In the San Joaquin Valley, concerns about airborne dust—and its health impacts—are growing. As farmers prepare to fallow more cropland to achieve groundwater sustainability under the Sustainable Groundwater Management Act and adapt to the valley’s warming, drying climate, two experts say people are right to be concerned. We asked Dr. John Balmes, Professor Emeritus at UCSF and UC Berkeley and Physician Member of the California Air Resources Board (since 2008), and Dr. Isabel Jones, postdoc at UC Berkeley, to tell us more about the dust and its health impacts for valley residents.

PPIC: Tell us about dust in the San Joaquin Valley.

John Balmes: The dust particles generated from fallowed land and other landscapes in the Central Valley—which is generally dry when not irrigated and often windy—is what’s called “coarse particulate matter.” It ranges from 10 microns in size (PM10), which is small and gets past the vocal chords into airways, down to particles 2.5 microns or smaller (PM2.5), so-called “fine particulate matter,” which is very small and makes it down into the deep lung. Some of the smallest particles will make it into the bloodstream.

What do we know about the public health impacts of this dust?

JB: The epidemiological evidence shows that coarse particulate matter (particles between 10 and 2.5 microns in size) can exacerbate asthma and chronic obstructive pulmonary disease (COPD), as well as increase risk of respiratory tract infections.

What is Valley fever, how prevalent is it, and is that prevalence changing?

Isabel Jones: Valley fever, which is clinically known as coccidioidomycosis, derives from the Coccidioides fungus, which grows in soil in arid regions across the southwestern US. People and animals can get sick when they breathe in dust that carries the fungal spores. Most people who breathe in spores don’t get sick, but it can lead to pneumonia-like symptoms and—rarely—disseminated disease and death. The incidence of Valley fever has increased substantially in the last two decades, from less than three cases per 100,000 people in 2000 to nearly 19 cases per 100,000 people in 2018, which represents an over eight-fold increase.

Who is impacted by these pollutants? Does it vary with occupation or location in the valley?

IJ: Anyone who’s exposed to soil and dust in areas where Coccidioides grows can be infected and develop Valley fever. Agricultural and construction workers are at particularly high risk. There have also been breakouts on solar farms because the work involves exposure to ambient dust and work-related soil disturbance.

Valley fever varies geographically, with the highest case rates in the southern San Joaquin Valley. But the highest increase in cases has occurred in the northern San Joaquin Valley and the Central Coast.
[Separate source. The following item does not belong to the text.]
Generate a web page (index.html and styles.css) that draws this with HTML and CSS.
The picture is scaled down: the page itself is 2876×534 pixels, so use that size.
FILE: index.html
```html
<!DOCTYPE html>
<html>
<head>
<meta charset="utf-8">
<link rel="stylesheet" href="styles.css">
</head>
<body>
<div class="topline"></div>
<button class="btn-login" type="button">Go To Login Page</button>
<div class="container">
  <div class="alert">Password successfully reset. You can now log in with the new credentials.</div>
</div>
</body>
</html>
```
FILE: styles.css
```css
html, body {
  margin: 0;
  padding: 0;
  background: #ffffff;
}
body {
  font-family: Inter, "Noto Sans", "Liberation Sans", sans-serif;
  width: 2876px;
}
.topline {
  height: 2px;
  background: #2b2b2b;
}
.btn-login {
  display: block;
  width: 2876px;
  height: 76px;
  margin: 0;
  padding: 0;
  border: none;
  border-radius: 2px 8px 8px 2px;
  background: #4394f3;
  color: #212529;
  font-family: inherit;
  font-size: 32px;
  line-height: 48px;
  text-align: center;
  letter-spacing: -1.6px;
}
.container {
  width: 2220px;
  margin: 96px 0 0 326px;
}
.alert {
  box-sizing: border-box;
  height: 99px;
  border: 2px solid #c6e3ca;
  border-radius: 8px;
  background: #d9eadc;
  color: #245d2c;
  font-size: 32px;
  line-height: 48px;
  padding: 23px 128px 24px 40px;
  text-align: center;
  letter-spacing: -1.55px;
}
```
Why case rates are increasing more in certain areas—and why the range may be expanding—is under investigation, but the causes are likely related to changing precipitation and temperature patterns in our changing climate, along with other social and environmental factors.

JB: Outdoor workers, agricultural workers, and construction workers are exposed to dust more than those who work indoors. There are also Valley fever outbreaks in prisons—which is due in part to building prisons in dusty locations, with corrections officers and the incarcerated often exposed outdoors. Those spending time outdoors also more exposed to wildfire smoke, which is becoming an increasingly serious issue.
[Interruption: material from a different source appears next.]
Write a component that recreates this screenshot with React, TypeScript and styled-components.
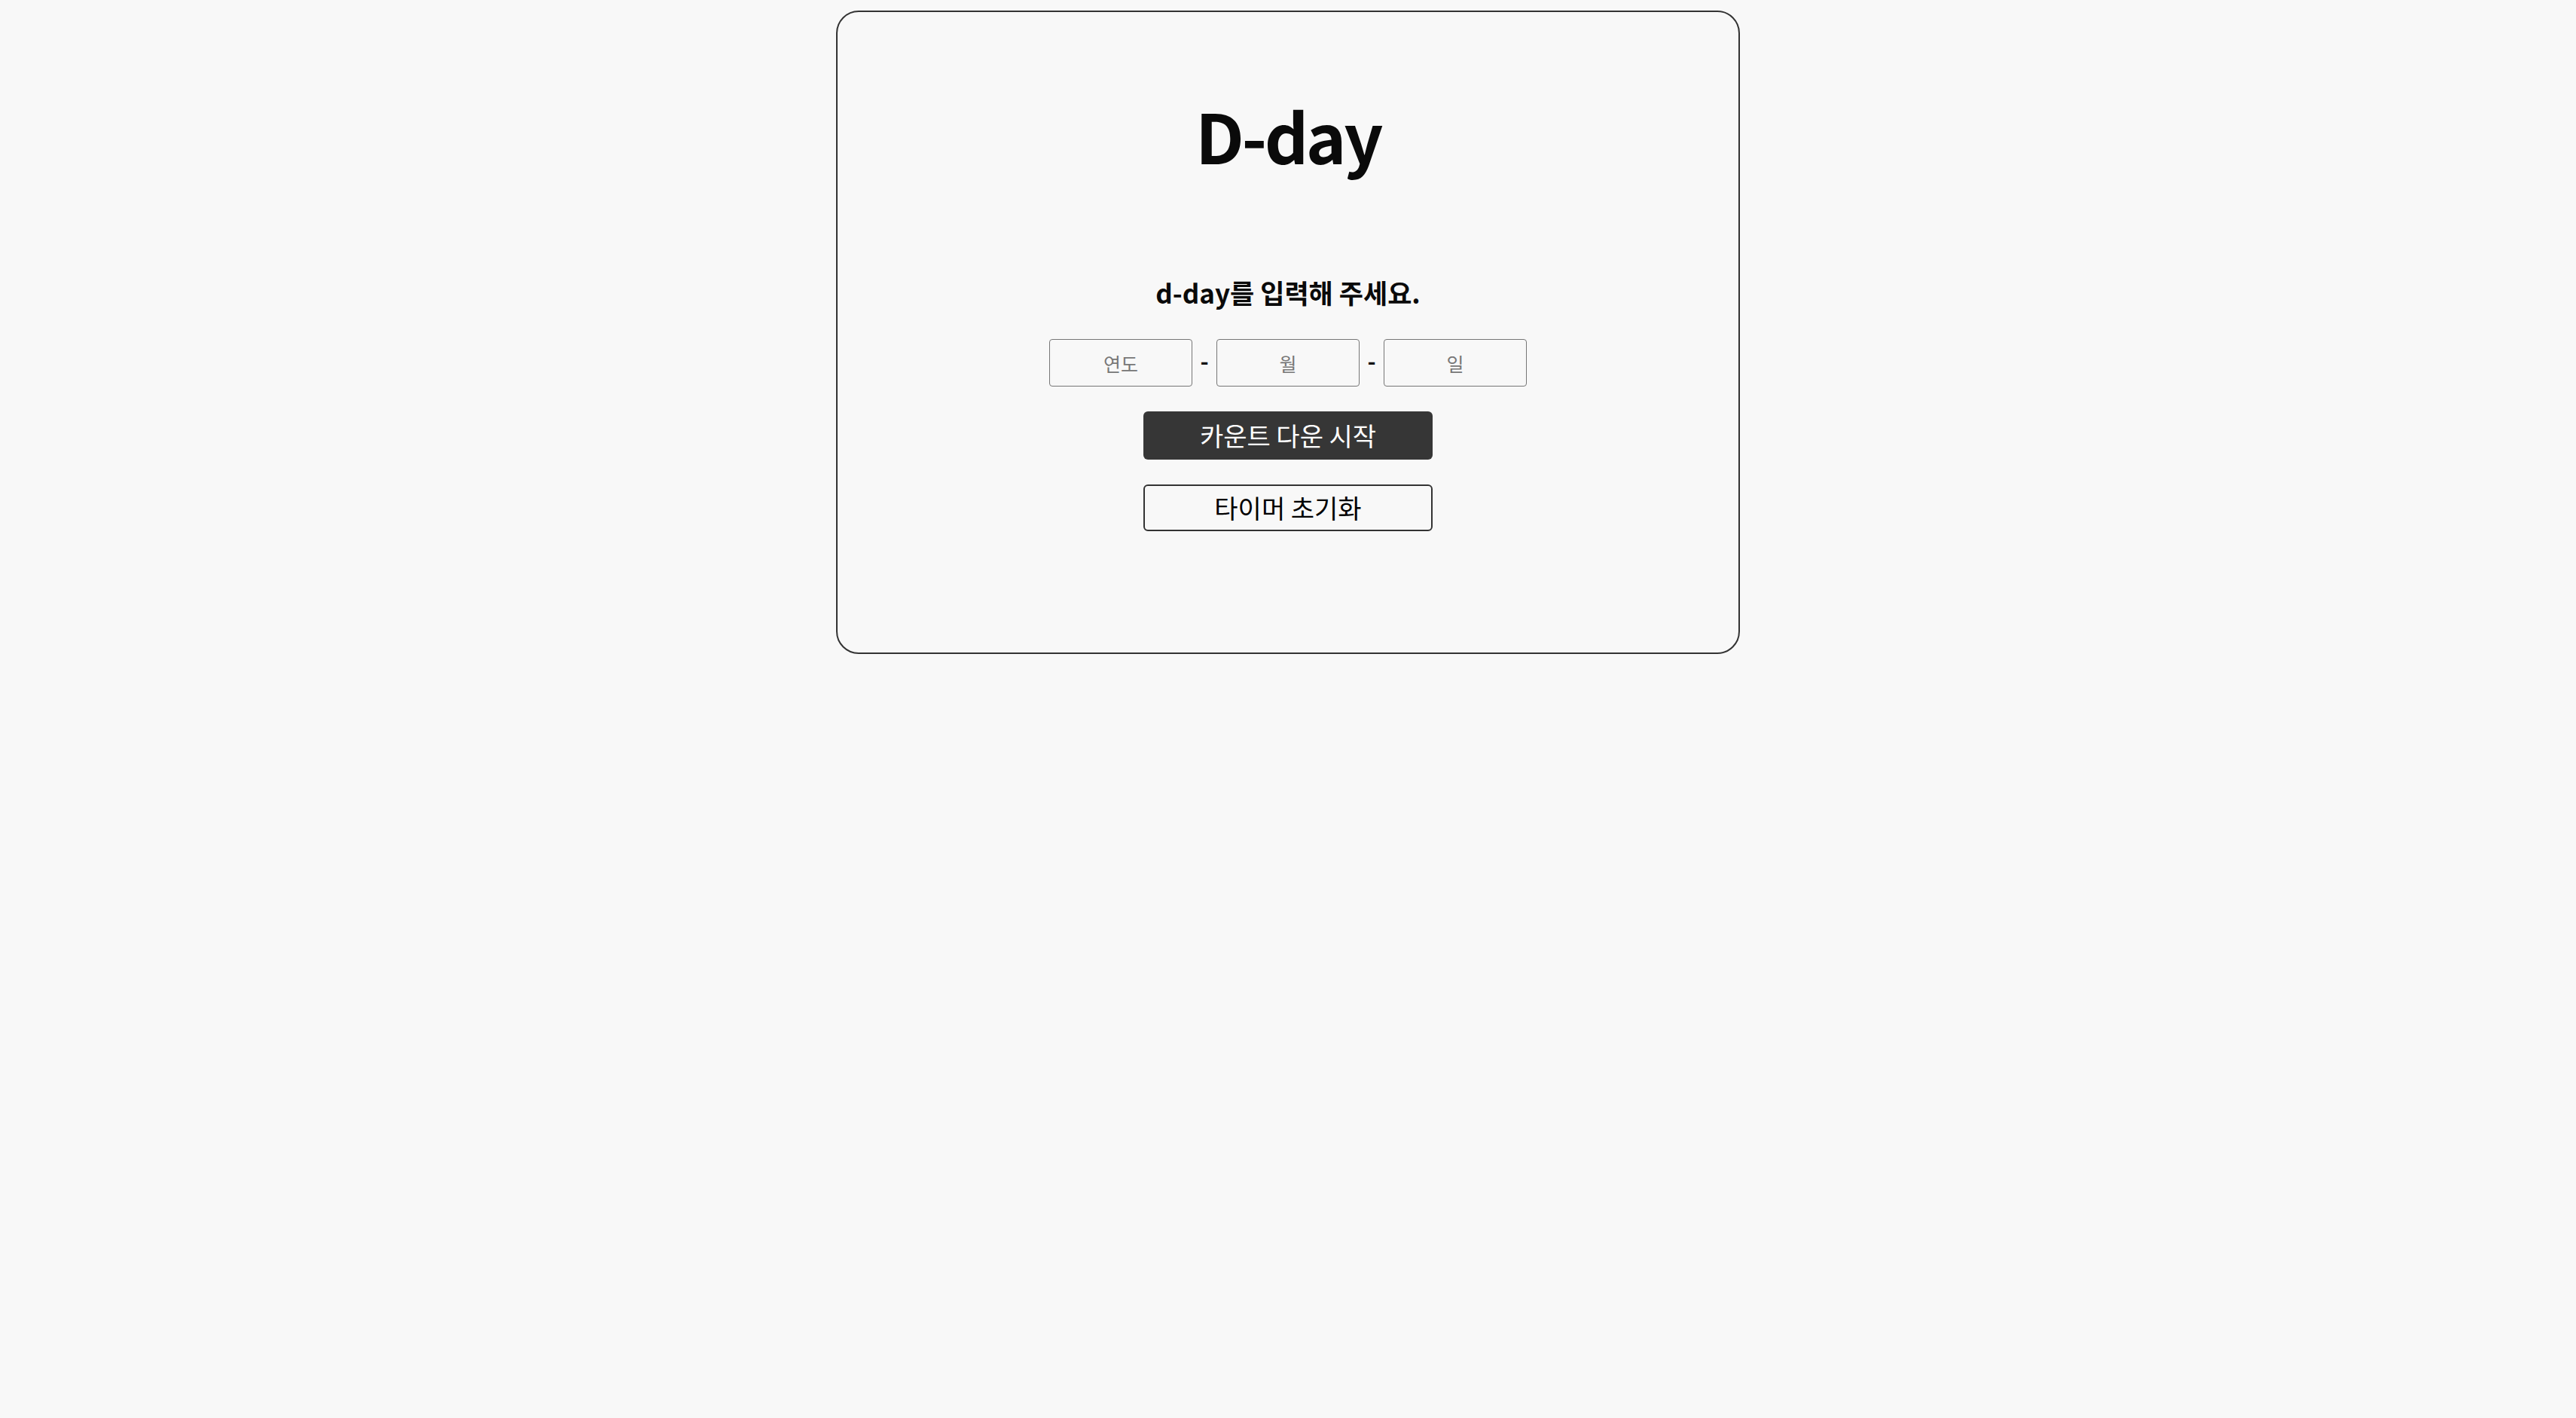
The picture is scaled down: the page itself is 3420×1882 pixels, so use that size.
import React from "react";
import styled, { createGlobalStyle } from "styled-components";

const GlobalStyle = createGlobalStyle`
  html, body {
    margin: 0;
    padding: 0;
    background: #f8f8f8;
    font-family: "Noto Sans CJK KR", "Noto Sans", sans-serif;
  }
  * { box-sizing: border-box; }
`;

const Page = styled.main`
  display: flex;
  justify-content: center;
  padding-top: 14px;
`;

const Card = styled.section`
  width: 1200px;
  height: 854px;
  border: 2px solid #333;
  border-radius: 30px;
  background: #f8f8f8;
  display: flex;
  flex-direction: column;
  align-items: center;
  padding-top: 117px;
`;

const Title = styled.h1`
  margin: 0;
  font-size: 91px;
  line-height: 1;
  font-weight: 700;
  letter-spacing: -3.5px;
  color: #0a0a0a;
`;

const Subtitle = styled.h3`
  margin: 147px 0 0;
  font-size: 35px;
  line-height: 34px;
  font-weight: 700;
  color: #0a0a0a;
`;

const DateRow = styled.div`
  display: flex;
  align-items: center;
  gap: 10px;
  margin-top: 45px;
`;

const DateInput = styled.input`
  width: 190px;
  height: 63px;
  border: 1.5px solid #767676;
  border-radius: 4px;
  background: transparent;
  text-align: center;
  font-family: inherit;
  font-size: 25px;
  color: #333;
  &::placeholder {
    color: #777;
  }
`;

const Dash = styled.span`
  display: inline-block;
  width: 12px;
  text-align: center;
  font-size: 30px;
  font-weight: 700;
  color: #111;
  line-height: 1;
  margin-top: -8px;
`;

const Button = styled.button<{ $primary?: boolean }>`
  width: 384px;
  height: ${(p) => (p.$primary ? "64px" : "62px")};
  margin-top: 33px;
  border-radius: 6px;
  border: ${(p) => (p.$primary ? "none" : "2px solid #333")};
  background: ${(p) => (p.$primary ? "#363636" : "transparent")};
  color: ${(p) => (p.$primary ? "#fff" : "#000")};
  font-family: inherit;
  font-size: 34px;
  line-height: 1;
  cursor: pointer;
`;

export default function App() {
  return (
    <>
      <GlobalStyle />
      <Page>
        <Card>
          <Title>D-day</Title>
          <Subtitle>d-day를 입력해 주세요.</Subtitle>
          <DateRow>
            <DateInput placeholder="연도" />
            <Dash>-</Dash>
            <DateInput placeholder="월" />
            <Dash>-</Dash>
            <DateInput placeholder="일" />
          </DateRow>
          <Button $primary>카운트 다운 시작</Button>
          <Button>타이머 초기화</Button>
        </Card>
      </Page>
    </>
  );
}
What would help us better understand and reduce risks?

JB: We need better measurements. Most ambient monitoring sites measure PM2.5, but not PM10, and more PM monitoring is done in more urban areas where more people live. There are currently 18 PM10 monitoring sites in the San Joaquin Valley. If more PM10 monitoring stations were installed, we could do better health effects studies regarding exposure to dust particles. But we know enough already about the health effects of dust particles to be concerned about the amount of dust from fallowed land, and we need strategies to reduce the potential dust burden of this fallowing.

IJ: Dust exposure was identified as a mode of transmission for Coccidioides in the 1930s. The pathogen itself is hard to detect in nature: it grows sporadically, and the effort and logistics involved in environmental surveillance are huge. We don’t know important details about the fungus’s ecology and biology, like where it grows, how widespread it is, and how agricultural activities like fallowing impact spore dispersion. So expanding environmental surveillance is important to better understand and reduce risk.

Final thoughts?

JB: It’s clear that climate change is driving cycles of more intense drought followed by intense precipitation, which appears to increase Coccidioides production. I’m pleased to see interdisciplinary discussions about how to deal with this dust problem, which is already with us. I’m hopeful because people are trying to do something about it.

IJ: For Valley fever, there’s some amazing technology on the horizon for monitoring dust, which could really help us understand where and when people are at highest risk for Coccidioides spore exposure. The best prevention is dust suppression and dust avoidance in areas where Coccidioides appears. Policy levers that help with dust suppression really are key.